▶ [What to work on]
Below is a listing; write it out exactly and drop any images from it.

────────────────────

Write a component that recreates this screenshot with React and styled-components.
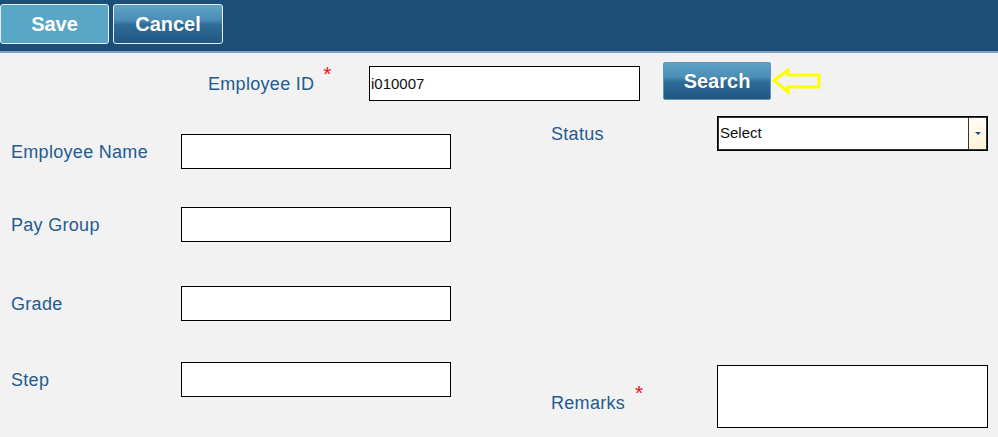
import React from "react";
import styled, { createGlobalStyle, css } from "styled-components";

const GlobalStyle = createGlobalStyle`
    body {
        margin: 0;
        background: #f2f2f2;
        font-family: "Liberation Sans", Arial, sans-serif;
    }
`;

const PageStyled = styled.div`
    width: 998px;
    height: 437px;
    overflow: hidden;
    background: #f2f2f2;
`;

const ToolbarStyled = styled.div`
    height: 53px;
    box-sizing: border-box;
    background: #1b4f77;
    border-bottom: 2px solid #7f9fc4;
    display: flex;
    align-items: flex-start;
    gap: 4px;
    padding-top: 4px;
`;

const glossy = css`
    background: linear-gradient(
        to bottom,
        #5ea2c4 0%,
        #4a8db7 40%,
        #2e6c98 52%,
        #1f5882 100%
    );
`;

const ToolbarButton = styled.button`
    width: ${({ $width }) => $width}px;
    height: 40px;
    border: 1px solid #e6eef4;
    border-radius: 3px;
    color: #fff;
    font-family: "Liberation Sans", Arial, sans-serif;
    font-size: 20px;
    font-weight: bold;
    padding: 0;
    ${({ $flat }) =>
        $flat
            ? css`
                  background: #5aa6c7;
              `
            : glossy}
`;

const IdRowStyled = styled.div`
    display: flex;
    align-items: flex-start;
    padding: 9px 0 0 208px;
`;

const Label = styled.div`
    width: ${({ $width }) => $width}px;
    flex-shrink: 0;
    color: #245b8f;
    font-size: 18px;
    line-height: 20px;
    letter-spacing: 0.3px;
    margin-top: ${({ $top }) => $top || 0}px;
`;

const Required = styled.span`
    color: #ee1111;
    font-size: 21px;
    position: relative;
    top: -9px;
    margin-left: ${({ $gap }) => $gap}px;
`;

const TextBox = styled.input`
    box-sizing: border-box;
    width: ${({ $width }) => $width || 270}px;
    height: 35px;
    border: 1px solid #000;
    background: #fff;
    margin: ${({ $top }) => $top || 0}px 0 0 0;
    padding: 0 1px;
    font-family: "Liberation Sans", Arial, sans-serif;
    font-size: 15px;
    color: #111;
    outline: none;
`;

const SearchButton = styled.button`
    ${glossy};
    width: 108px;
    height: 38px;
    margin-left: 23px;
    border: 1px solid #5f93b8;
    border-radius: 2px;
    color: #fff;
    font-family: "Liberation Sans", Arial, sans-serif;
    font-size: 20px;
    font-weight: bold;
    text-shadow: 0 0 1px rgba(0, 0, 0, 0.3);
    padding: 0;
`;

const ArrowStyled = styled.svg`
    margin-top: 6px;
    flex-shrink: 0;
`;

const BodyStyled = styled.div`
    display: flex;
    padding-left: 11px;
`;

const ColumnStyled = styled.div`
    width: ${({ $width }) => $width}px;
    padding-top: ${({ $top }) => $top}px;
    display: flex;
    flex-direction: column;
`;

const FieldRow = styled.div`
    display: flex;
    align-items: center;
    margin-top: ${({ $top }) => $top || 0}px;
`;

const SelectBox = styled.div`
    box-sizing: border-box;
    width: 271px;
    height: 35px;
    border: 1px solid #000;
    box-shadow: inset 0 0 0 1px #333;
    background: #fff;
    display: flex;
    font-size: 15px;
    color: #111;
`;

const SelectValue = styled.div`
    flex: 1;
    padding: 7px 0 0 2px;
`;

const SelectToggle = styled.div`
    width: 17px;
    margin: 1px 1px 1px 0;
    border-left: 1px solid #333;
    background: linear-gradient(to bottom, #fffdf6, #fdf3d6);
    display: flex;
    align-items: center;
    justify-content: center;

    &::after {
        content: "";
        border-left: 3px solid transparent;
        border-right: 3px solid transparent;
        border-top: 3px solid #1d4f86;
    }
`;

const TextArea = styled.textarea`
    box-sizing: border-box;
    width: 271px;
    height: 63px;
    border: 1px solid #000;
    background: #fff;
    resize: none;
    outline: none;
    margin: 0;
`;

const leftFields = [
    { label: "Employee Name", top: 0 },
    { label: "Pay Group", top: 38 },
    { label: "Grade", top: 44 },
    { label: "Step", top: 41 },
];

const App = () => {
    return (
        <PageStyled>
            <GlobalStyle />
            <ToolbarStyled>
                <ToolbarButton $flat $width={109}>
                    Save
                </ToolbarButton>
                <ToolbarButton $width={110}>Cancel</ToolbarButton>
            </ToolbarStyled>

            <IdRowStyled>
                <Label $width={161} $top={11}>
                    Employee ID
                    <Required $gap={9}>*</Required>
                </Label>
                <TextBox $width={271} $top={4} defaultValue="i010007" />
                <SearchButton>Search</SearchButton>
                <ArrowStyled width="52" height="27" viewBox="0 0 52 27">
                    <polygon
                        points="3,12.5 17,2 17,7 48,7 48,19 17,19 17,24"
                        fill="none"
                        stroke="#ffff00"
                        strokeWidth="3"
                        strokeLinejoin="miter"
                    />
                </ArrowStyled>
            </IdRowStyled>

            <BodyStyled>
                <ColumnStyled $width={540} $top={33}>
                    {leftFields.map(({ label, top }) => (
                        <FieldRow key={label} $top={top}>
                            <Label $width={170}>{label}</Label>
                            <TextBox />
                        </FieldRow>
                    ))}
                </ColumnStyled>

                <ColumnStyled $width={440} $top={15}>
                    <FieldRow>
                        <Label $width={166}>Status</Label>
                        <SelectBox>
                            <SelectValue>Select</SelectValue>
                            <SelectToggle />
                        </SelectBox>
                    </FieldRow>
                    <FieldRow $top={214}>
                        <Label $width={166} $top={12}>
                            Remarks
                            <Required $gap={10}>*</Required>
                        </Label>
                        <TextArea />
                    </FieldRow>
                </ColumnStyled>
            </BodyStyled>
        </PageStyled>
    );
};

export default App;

────────────────────

▶ [Response to the exercise]
Write a component that recreates this screenshot with React and styled-components.
import React from "react";
import styled, { createGlobalStyle, css } from "styled-components";

const GlobalStyle = createGlobalStyle`
    body {
        margin: 0;
        background: #f2f2f2;
        font-family: "Liberation Sans", Arial, sans-serif;
    }
`;

const PageStyled = styled.div`
    width: 998px;
    height: 437px;
    overflow: hidden;
    background: #f2f2f2;
`;

const ToolbarStyled = styled.div`
    height: 53px;
    box-sizing: border-box;
    background: #1b4f77;
    border-bottom: 2px solid #7f9fc4;
    display: flex;
    align-items: flex-start;
    gap: 4px;
    padding-top: 4px;
`;

const glossy = css`
    background: linear-gradient(
        to bottom,
        #5ea2c4 0%,
        #4a8db7 40%,
        #2e6c98 52%,
        #1f5882 100%
    );
`;

const ToolbarButton = styled.button`
    width: ${({ $width }) => $width}px;
    height: 40px;
    border: 1px solid #e6eef4;
    border-radius: 3px;
    color: #fff;
    font-family: "Liberation Sans", Arial, sans-serif;
    font-size: 20px;
    font-weight: bold;
    padding: 0;
    ${({ $flat }) =>
        $flat
            ? css`
                  background: #5aa6c7;
              `
            : glossy}
`;

const IdRowStyled = styled.div`
    display: flex;
    align-items: flex-start;
    padding: 9px 0 0 208px;
`;

const Label = styled.div`
    width: ${({ $width }) => $width}px;
    flex-shrink: 0;
    color: #245b8f;
    font-size: 18px;
    line-height: 20px;
    letter-spacing: 0.3px;
    margin-top: ${({ $top }) => $top || 0}px;
`;

const Required = styled.span`
    color: #ee1111;
    font-size: 21px;
    position: relative;
    top: -9px;
    margin-left: ${({ $gap }) => $gap}px;
`;

const TextBox = styled.input`
    box-sizing: border-box;
    width: ${({ $width }) => $width || 270}px;
    height: 35px;
    border: 1px solid #000;
    background: #fff;
    margin: ${({ $top }) => $top || 0}px 0 0 0;
    padding: 0 1px;
    font-family: "Liberation Sans", Arial, sans-serif;
    font-size: 15px;
    color: #111;
    outline: none;
`;

const SearchButton = styled.button`
    ${glossy};
    width: 108px;
    height: 38px;
    margin-left: 23px;
    border: 1px solid #5f93b8;
    border-radius: 2px;
    color: #fff;
    font-family: "Liberation Sans", Arial, sans-serif;
    font-size: 20px;
    font-weight: bold;
    text-shadow: 0 0 1px rgba(0, 0, 0, 0.3);
    padding: 0;
`;

const ArrowStyled = styled.svg`
    margin-top: 6px;
    flex-shrink: 0;
`;

const BodyStyled = styled.div`
    display: flex;
    padding-left: 11px;
`;

const ColumnStyled = styled.div`
    width: ${({ $width }) => $width}px;
    padding-top: ${({ $top }) => $top}px;
    display: flex;
    flex-direction: column;
`;

const FieldRow = styled.div`
    display: flex;
    align-items: center;
    margin-top: ${({ $top }) => $top || 0}px;
`;

const SelectBox = styled.div`
    box-sizing: border-box;
    width: 271px;
    height: 35px;
    border: 1px solid #000;
    box-shadow: inset 0 0 0 1px #333;
    background: #fff;
    display: flex;
    font-size: 15px;
    color: #111;
`;

const SelectValue = styled.div`
    flex: 1;
    padding: 7px 0 0 2px;
`;

const SelectToggle = styled.div`
    width: 17px;
    margin: 1px 1px 1px 0;
    border-left: 1px solid #333;
    background: linear-gradient(to bottom, #fffdf6, #fdf3d6);
    display: flex;
    align-items: center;
    justify-content: center;

    &::after {
        content: "";
        border-left: 3px solid transparent;
        border-right: 3px solid transparent;
        border-top: 3px solid #1d4f86;
    }
`;

const TextArea = styled.textarea`
    box-sizing: border-box;
    width: 271px;
    height: 63px;
    border: 1px solid #000;
    background: #fff;
    resize: none;
    outline: none;
    margin: 0;
`;

const leftFields = [
    { label: "Employee Name", top: 0 },
    { label: "Pay Group", top: 38 },
    { label: "Grade", top: 44 },
    { label: "Step", top: 41 },
];

const App = () => {
    return (
        <PageStyled>
            <GlobalStyle />
            <ToolbarStyled>
                <ToolbarButton $flat $width={109}>
                    Save
                </ToolbarButton>
                <ToolbarButton $width={110}>Cancel</ToolbarButton>
            </ToolbarStyled>

            <IdRowStyled>
                <Label $width={161} $top={11}>
                    Employee ID
                    <Required $gap={9}>*</Required>
                </Label>
                <TextBox $width={271} $top={4} defaultValue="i010007" />
                <SearchButton>Search</SearchButton>
                <ArrowStyled width="52" height="27" viewBox="0 0 52 27">
                    <polygon
                        points="3,12.5 17,2 17,7 48,7 48,19 17,19 17,24"
                        fill="none"
                        stroke="#ffff00"
                        strokeWidth="3"
                        strokeLinejoin="miter"
                    />
                </ArrowStyled>
            </IdRowStyled>

            <BodyStyled>
                <ColumnStyled $width={540} $top={33}>
                    {leftFields.map(({ label, top }) => (
                        <FieldRow key={label} $top={top}>
                            <Label $width={170}>{label}</Label>
                            <TextBox />
                        </FieldRow>
                    ))}
                </ColumnStyled>

                <ColumnStyled $width={440} $top={15}>
                    <FieldRow>
                        <Label $width={166}>Status</Label>
                        <SelectBox>
                            <SelectValue>Select</SelectValue>
                            <SelectToggle />
                        </SelectBox>
                    </FieldRow>
                    <FieldRow $top={214}>
                        <Label $width={166} $top={12}>
                            Remarks
                            <Required $gap={10}>*</Required>
                        </Label>
                        <TextArea />
                    </FieldRow>
                </ColumnStyled>
            </BodyStyled>
        </PageStyled>
    );
};

export default App;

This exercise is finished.